Over the years, I realised that papers in linguistics and the humanities that I find most satisfying are usually quantitative in nature. I also realised that most of my colleagues in these fields usually do not read and cite quantitative papers: those are often published on non-mainstream (at least from a certain perspective) platforms and use some college-grade mathematics, which the humanities and even linguistics people often find too complicated and/or intellectually non-rewarding.

I understand this. Interesting quantitative stuff almost by definition involves more or less non-trivial calculations (or at least some amount of probability theory, which is not included in most non-technical curricula), and it takes some actual love for mathematics in order to dig deeper and form a general intuition about the contents and validity of the argument; also one usually has to know how to program in order to reproduce the results or try the new methods on one’s own data.
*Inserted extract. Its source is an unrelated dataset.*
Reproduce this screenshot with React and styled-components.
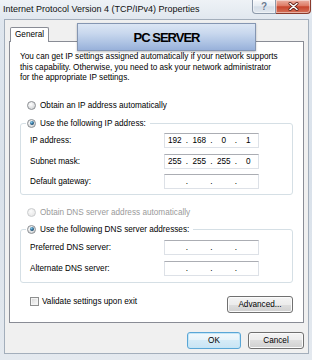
import React from "react";
import styled, { createGlobalStyle } from "styled-components";

const FONT = `"Liberation Sans", Arial, sans-serif`;

const GlobalStyle = createGlobalStyle`
  html, body {
    margin: 0;
    padding: 0;
    background: #dfe6ee;
  }
  body {
    font-family: ${FONT};
  }
`;

const Window = styled.div`
  position: relative;
  width: 312px;
  height: 360px;
  box-sizing: border-box;
  display: flex;
  flex-direction: column;
  overflow: hidden;
  font-family: ${FONT};
  color: #000;
  background: linear-gradient(180deg, #eef2f6 0%, #dfe6ee 6%, #d9e1ea 50%, #e4e9ef 100%);
`;

const TitleBar = styled.div`
  height: 19px;
  flex-shrink: 0;
  display: flex;
  align-items: flex-start;
`;

const Title = styled.div`
  padding-left: 3px;
  line-height: 18px;
  font-size: 9px;
  color: #111;
  white-space: nowrap;
`;

const Controls = styled.div`
  margin-left: auto;
  margin-right: 1px;
  display: flex;
`;

const CaptionButton = styled.div`
  width: ${(p) => p.$w}px;
  height: 14px;
  box-sizing: border-box;
  display: flex;
  align-items: center;
  justify-content: center;
  border: 1px solid ${(p) => (p.$close ? "#8a3a2c" : "#8d9aab")};
  border-top: none;
  border-left-width: ${(p) => (p.$close ? 0 : 1)}px;
  border-radius: ${(p) => (p.$close ? "0 0 4px 0" : "0 0 0 4px")};
  background: ${(p) =>
    p.$close
      ? "linear-gradient(180deg, #ebb1a3 0%, #dd7a64 45%, #c8452c 52%, #d5725a 100%)"
      : "linear-gradient(180deg, #f6f8fb 0%, #e6ecf2 45%, #d5dee8 52%, #e2e8ef 100%)"};
  box-shadow: inset 0 0 0 1px rgba(255, 255, 255, 0.45);
`;

const HelpGlyph = styled.span`
  font: bold 10px ${FONT};
  color: #6a7a90;
  text-shadow: 0 0 1px #fff;
`;

const Body = styled.div`
  flex: 1;
  margin: 0 3px 6px 4px;
  background: #f0f0f0;
  border: 1px solid #a3aebb;
  padding: 7px 4px 4px 4px;
  display: flex;
  flex-direction: column;
`;

const TabStrip = styled.div`
  display: flex;
  padding-left: 1px;
  position: relative;
  z-index: 1;
`;

const Tab = styled.div`
  width: 39px;
  height: 15px;
  box-sizing: border-box;
  border: 1px solid #898c95;
  border-bottom: none;
  border-radius: 2px 2px 0 0;
  background: #fff;
  margin-bottom: -1px;
  padding-left: 4px;
  font-size: 8.2px;
  line-height: 14px;
`;

const Panel = styled.div`
  height: 282px;
  box-sizing: border-box;
  background: #fff;
  border: 1px solid #898c95;
  padding: 10px 10px 0 10px;
  display: flex;
  flex-direction: column;
  font-size: 8.2px;
`;

const Intro = styled.p`
  margin: 0;
  line-height: 10.5px;
  white-space: nowrap;
`;

const OptionRow = styled.label`
  display: flex;
  align-items: center;
  gap: 4px;
  height: 12px;
  margin: ${(p) => p.$mt || 0}px 0 0 ${(p) => (p.$ml === undefined ? 7 : p.$ml)}px;
  color: ${(p) => (p.$disabled ? "#9a9a9a" : "#000")};
  white-space: nowrap;
`;

const Radio = styled.span`
  position: relative;
  flex-shrink: 0;
  width: 9px;
  height: 9px;
  box-sizing: border-box;
  border-radius: 50%;
  border: 1px solid ${(p) => (p.$disabled ? "#c9cbcd" : "#8c8f93")};
  background: ${(p) =>
    p.$disabled
      ? "radial-gradient(circle at 40% 35%, #fbfbfb, #e8e8e8 75%)"
      : "radial-gradient(circle at 40% 35%, #ffffff, #d6d8da 75%, #c4c6c8)"};

  &::after {
    content: "";
    display: ${(p) => (p.$checked ? "block" : "none")};
    position: absolute;
    inset: 1.5px;
    border-radius: 50%;
    background: radial-gradient(circle at 38% 32%, #8ed0f0 0%, #2f6f99 45%, #16334d 90%);
  }
`;

const Group = styled.fieldset`
  margin: ${(p) => p.$mt}px 0 0 0;
  padding: 0 0 0 5px;
  min-inline-size: 0;
  border: 1px solid #d5dfe5;
  border-radius: 3px;
`;

const Legend = styled.legend`
  padding: 0 4px 0 1px;
`;

const Rows = styled.div`
  display: flex;
  flex-direction: column;
  gap: 5.5px;
  padding: ${(p) => p.$pt}px 0 ${(p) => p.$pb}px 4px;
`;

const FieldRow = styled.div`
  display: flex;
  align-items: center;
  height: 15px;
`;

const FieldLabel = styled.span`
  width: 134px;
  flex-shrink: 0;
  white-space: nowrap;
`;

const IpBox = styled.div`
  width: 95px;
  height: 15px;
  box-sizing: border-box;
  display: flex;
  align-items: center;
  background: #fff;
  border: 1px solid #dde1e7;
  border-top-color: #abadb3;
  font-size: 8.2px;
`;

const Octet = styled.span`
  flex: 1;
  text-align: center;
`;

const Dot = styled.span`
  width: 5px;
  text-align: center;
`;

const Footer = styled.div`
  display: flex;
  align-items: flex-start;
  margin-top: 13.5px;
`;

const CheckRow = styled.label`
  display: flex;
  align-items: center;
  gap: 3px;
  height: 10px;
  margin-left: 10px;
  white-space: nowrap;
`;

const CheckBox = styled.span`
  width: 9px;
  height: 9px;
  box-sizing: border-box;
  border: 1px solid #8e8f8f;
  background: linear-gradient(135deg, #d4d4d4 0%, #eeeeee 60%, #fafafa 100%);
  box-shadow: inset 0 0 0 1px #f4f4f4;
`;

const Button = styled.button`
  width: ${(p) => p.$w}px;
  height: 17px;
  box-sizing: border-box;
  margin: 0 0 0 ${(p) => (p.$push ? "auto" : "0")};
  padding: 0;
  border: 1px solid ${(p) => (p.$default ? "#5aa6d6" : "#707070")};
  border-radius: 3px;
  font: 8.2px ${FONT};
  color: #000;
  background: ${(p) =>
    p.$default
      ? "linear-gradient(180deg, #f2f9fd 0%, #e6f3fa 50%, #d5ebf7 50%, #c9e4f4 100%)"
      : "linear-gradient(180deg, #f4f4f4 0%, #ececec 50%, #dedede 50%, #d0d0d0 100%)"};
  box-shadow: inset 0 0 0 1px ${(p) => (p.$default ? "#c4e6f7" : "#fbfbfb")};
`;

const ButtonRow = styled.div`
  display: flex;
  justify-content: flex-end;
  gap: 7px;
  margin-top: 9px;
`;

const Stamp = styled.div`
  position: absolute;
  left: 77px;
  top: 23px;
  width: 179px;
  height: 28px;
  box-sizing: border-box;
  display: flex;
  align-items: center;
  justify-content: center;
  border: 1px solid #8596b2;
  background: linear-gradient(180deg, #dce6f4 0%, #c9d8ee 35%, #afc4e4 70%, #98b1da 100%);
  box-shadow: 0 1px 2px rgba(0, 0, 0, 0.25);
  font: bold 13px ${FONT};
  letter-spacing: -1px;
  color: #000;
`;

function CloseIcon() {
  return (
    <svg width="11" height="9" viewBox="0 0 11 9">
      <path d="M2 1.5 L9 7.5 M9 1.5 L2 7.5" stroke="#5b1d12" strokeWidth="3" strokeLinecap="round" />
      <path d="M2 1.5 L9 7.5 M9 1.5 L2 7.5" stroke="#fff" strokeWidth="1.6" strokeLinecap="round" />
    </svg>
  );
}

function IpField({ value }) {
  const parts = value ? value.split(".") : ["", "", "", ""];
  return (
    <IpBox>
      <Octet>{parts[0]}</Octet>
      <Dot>.</Dot>
      <Octet>{parts[1]}</Octet>
      <Dot>.</Dot>
      <Octet>{parts[2]}</Octet>
      <Dot>.</Dot>
      <Octet>{parts[3]}</Octet>
    </IpBox>
  );
}

const ipRows = [
  { label: "IP address:", value: "192.168.0.1" },
  { label: "Subnet mask:", value: "255.255.255.0" },
  { label: "Default gateway:", value: "" },
];

const dnsRows = [
  { label: "Preferred DNS server:", value: "" },
  { label: "Alternate DNS server:", value: "" },
];

export default function App() {
  return (
    <>
      <GlobalStyle />
      <Window>
        <TitleBar>
          <Title>Internet Protocol Version 4 (TCP/IPv4) Properties</Title>
          <Controls>
            <CaptionButton $w={24}>
              <HelpGlyph>?</HelpGlyph>
            </CaptionButton>
            <CaptionButton $w={35} $close>
              <CloseIcon />
            </CaptionButton>
          </Controls>
        </TitleBar>

        <Body>
          <TabStrip>
            <Tab>General</Tab>
          </TabStrip>
          <Panel>
            <Intro>
              You can get IP settings assigned automatically if your network supports
              <br />
              this capability. Otherwise, you need to ask your network administrator
              <br />
              for the appropriate IP settings.
            </Intro>

            <OptionRow $mt={15.5}>
              <Radio />
              Obtain an IP address automatically
            </OptionRow>

            <Group $mt={6}>
              <Legend>
                <OptionRow $ml={0}>
                  <Radio $checked />
                  Use the following IP address:
                </OptionRow>
              </Legend>
              <Rows $pt={4} $pb={5}>
                {ipRows.map((r) => (
                  <FieldRow key={r.label}>
                    <FieldLabel>{r.label}</FieldLabel>
                    <IpField value={r.value} />
                  </FieldRow>
                ))}
              </Rows>
            </Group>

            <OptionRow $mt={11} $disabled>
              <Radio $disabled />
              Obtain DNS server address automatically
            </OptionRow>

            <Group $mt={5}>
              <Legend>
                <OptionRow $ml={0}>
                  <Radio $checked />
                  Use the following DNS server addresses:
                </OptionRow>
              </Legend>
              <Rows $pt={5} $pb={6}>
                {dnsRows.map((r) => (
                  <FieldRow key={r.label}>
                    <FieldLabel>{r.label}</FieldLabel>
                    <IpField value={r.value} />
                  </FieldRow>
                ))}
              </Rows>
            </Group>

            <Footer>
              <CheckRow>
                <CheckBox />
                Validate settings upon exit
              </CheckRow>
              <Button $w={66} $push>
                Advanced...
              </Button>
            </Footer>
          </Panel>

          <ButtonRow>
            <Button $w={54} $default>
              OK
            </Button>
            <Button $w={56}>Cancel</Button>
          </ButtonRow>
        </Body>

        <Stamp>PC SERVER</Stamp>
      </Window>
    </>
  );
}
Moreover, these papers often include stupid assumptions and simplifications (bags of words, linear dependencies, nearly everything is a probability distribution, etc.), which one essentially has to habituate oneself to.

I get a weird kick out of explaining things and trying to make complex stuff look simpler. I also seem to know mathematics well enough not to get lost in equation 1, but not nearly well enough to take most of the stuff written in these papers for granted, which is how they are probably supposed to be read. I guess, this puts me in an advantageous position for a person who wants to proselytise the usefulness of the quantitative approach to doing linguistics and even the humanities without looking too aloof and distant from the plight of non-technical people.

In this blog, I will write about quantitative linguistics and humanities papers I find exciting in order to, first of all, check if I understand them correctly, but also to try and show why they could be of interest to folks in the fields these papers tread upon. I intend to first recover the argument of the paper by rephrasing it in more or less plain English (which is bound to be much more verbose than the original formulation) and then try to give some kind of half-baked evaluation.